Run it yourself, and what this does not cover
Both demos used here, delta-gdpr-data-erasure and pseudonymisation-quickstart, ship in the DeltaForge demo library with setup, assertion-checked queries, and cleanup scripts, so the full lifecycle is reproducible end to end on your own object store. The SQL runs in the DeltaForge SQL engine, a commercial, customer-installed product: the engine, the Delta log, and the PII all stay inside your network, which is itself a meaningful property when the subject matter is personal data.
Honest scope notes. First, this article covers the table-level mechanics; a real Article 17 process also has to chase derived copies (extracts, ML feature stores, backups), and no table format solves that for you, though Delta's audit log tells you which tables changed and when.
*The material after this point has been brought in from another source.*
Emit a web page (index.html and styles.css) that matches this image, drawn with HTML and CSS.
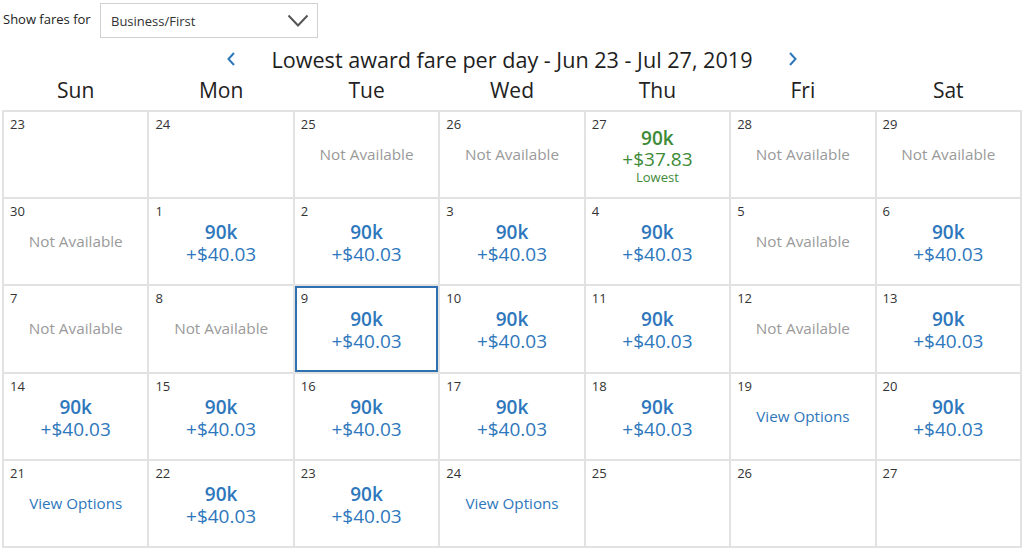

Second, object-store versioning or snapshot policies outside Delta's control can retain deleted objects after VACUUM; align your bucket lifecycle rules with your erasure SLA. Third, deleted data remains in _delta_log only as metadata (file paths and statistics, which can include min/max values for PII columns); if your columns are sensitive enough that log statistics matter, factor log retention into the same review. None of these caveats is unique to DeltaForge; they are the parts of the problem that live above the storage format, and pretending otherwise is how erasure procedures fail audits.